Auch die bisher geltende Karenzzeit von einem Jahr für die Kosten der Unterkunft soll abgeschafft werden. Das bedeutet konkret, dass nicht mehr auch „unangemessene“ Mieten für zumindest ein Jahr übernommen werden, wie es im Bürgergeld noch der Fall war. Obdachlosigkeit wird auch hiervon eine Konsequenz sein. Denn „angemessene“ Mieten, die vom Amt vollständig übernommen werden, gibt es kaum.

Aber muss es nicht Sanktionen geben, damit die Menschen arbeiten?
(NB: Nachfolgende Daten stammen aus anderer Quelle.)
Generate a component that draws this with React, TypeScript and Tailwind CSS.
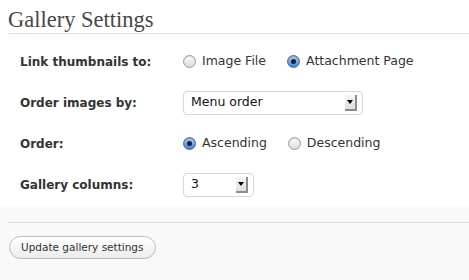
import React from "react";

function Radio({ checked }: { checked?: boolean }) {
  if (checked) {
    return (
      <span className="flex h-[13px] w-[13px] shrink-0 items-center justify-center rounded-full border border-[#44679e] bg-linear-to-b from-[#b5d3f5] to-[#3f7fd4] shadow-[inset_0_1px_1px_rgba(0,0,0,0.25)]">
        <span className="h-[5px] w-[5px] rounded-full bg-[#14203a]" />
      </span>
    );
  }
  return (
    <span className="h-[13px] w-[13px] shrink-0 rounded-full border border-[#9a9a9a] bg-linear-to-b from-[#ffffff] to-[#dadada] shadow-[inset_0_1px_1px_rgba(0,0,0,0.15)]" />
  );
}

function Select({ value, width }: { value: string; width: string }) {
  return (
    <div
      className={`flex h-[24px] items-center justify-between rounded-[4px] border border-[#d6d6d6] bg-white pl-[7px] pr-[5px] ${width}`}
    >
      <span className="text-[12.5px] text-[#111]">{value}</span>
      <span className="flex h-[16px] w-[12px] items-center justify-center border-r-2 border-b-2 border-[#8d8d8d] bg-linear-to-b from-[#f7f7f7] to-[#dedede]">
        <span className="h-0 w-0 border-x-[3px] border-t-[4px] border-x-transparent border-t-black" />
      </span>
    </div>
  );
}

function Row({ label, children }: { label: string; children: React.ReactNode }) {
  return (
    <div className="flex h-[41px] items-center">
      <div className="w-[163px] shrink-0 text-[12px] font-bold text-[#333]">{label}</div>
      <div className="flex items-center">{children}</div>
    </div>
  );
}

function RadioOpt({ checked, text, last }: { checked?: boolean; text: string; last?: boolean }) {
  return (
    <span className={`flex items-center gap-[6px] ${last ? "" : "mr-[21px]"}`}>
      <Radio checked={checked} />
      <span className="text-[12.5px] text-[#333]">{text}</span>
    </span>
  );
}

export default function App() {
  return (
    <div className="h-[280px] w-[469px] overflow-hidden bg-white font-['DejaVu_Sans',sans-serif]">
      <div className="ml-2 border-b border-[#dfdfdf] pt-[9px] pb-[2px]">
        <h3 className="font-['Liberation_Serif',serif] text-[22.5px] leading-[22px] text-[#464646]">
          Gallery Settings
        </h3>
      </div>
      <div className="pt-[7px] pb-[1px] pl-[20px]">
        <Row label="Link thumbnails to:">
          <RadioOpt text="Image File" />
          <RadioOpt checked text="Attachment Page" last />
        </Row>
        <Row label="Order images by:">
          <Select value="Menu order" width="w-[180px]" />
        </Row>
        <Row label="Order:">
          <RadioOpt checked text="Ascending" />
          <RadioOpt text="Descending" last />
        </Row>
        <Row label="Gallery columns:">
          <Select value="3" width="w-[71px]" />
        </Row>
      </div>
      <div className="h-[74px] bg-[#f9f9f9] pt-[16px]">
        <div className="ml-2 border-t border-[#dfdfdf]" />
        <div className="ml-[9px] mt-[13px] flex">
          <button className="flex h-[23px] items-center rounded-full border border-[#bbb] bg-linear-to-b from-[#ffffff] to-[#ececec] px-[11px] text-[10.5px] text-[#333]">
            Update gallery settings
          </button>
        </div>
      </div>
    </div>
  );
}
Der Öffentlichkeit werden Sanktionen als notwendiges Mittel verkauft, um Erwerbslose schnell in Arbeit zu bringen, und als Gerechtigkeit gegenüber all denen, die morgens aufstehen und hart arbeiten, um Steuern zu zahlen. Die Übersichtsstudie zur Auswirkung von Sanktionen des Instituts für Arbeits- und Berufsforschung (IAB) von 2022 kommt jedoch zu dem Schluss, dass keine Wirkungen auf Arbeitssuchintensität und Anspruchslöhne nachgewiesen werden“ können.

Unter anderem wird dort auch ein Bericht des Wissenschaftlichen Dienstes des Deutschen Bundestags aus dem Jahr 2017 herangezogen, der schlussfolgert: „Die ‚erzieherischen‘ Wirkungen von Sanktionen auf das Verhalten und die Verhaltensdispositionen ließen sich nicht als ‚Aktivierung‘ oder als Stärkung von ‚Eigenverantwortung‘ interpretieren.“ Gelinde gesagt erscheint es rätselhaft, wie die IAB-Evaluation nach all diesen Ergebnissen am Ende zu der Empfehlung kommt: „Die Folgerungen aus den bislang vorliegenden wissenschaftlichen Erkenntnissen würden nicht ein Sanktionsmoratorium oder eine Abschaffung der Sanktionen begründen.“

Also muss einfach wieder jemand vor das Bundesverfassungsgericht ziehen und das Urteil von 2019 wiederholen? Leider ist das nicht so einfach. Man kann nämlich nicht einfach „nach Karlsruhe ziehen“, wie es in den Nachrichten gerne lapidar heißt. Also, man kann natürlich schon, aber um tatsächlich ein Verfahren in Gang zu bringen, muss der beklagte Rechtsanwendungsfehler einen spezifischen Bezug zu den verfassungsmäßigen Grundrechten haben und durch alle Instanzen gehen. Bis solch ein David wieder gegen Goliath antreten kann, wird viel Unrecht an den Schwächsten getan werden.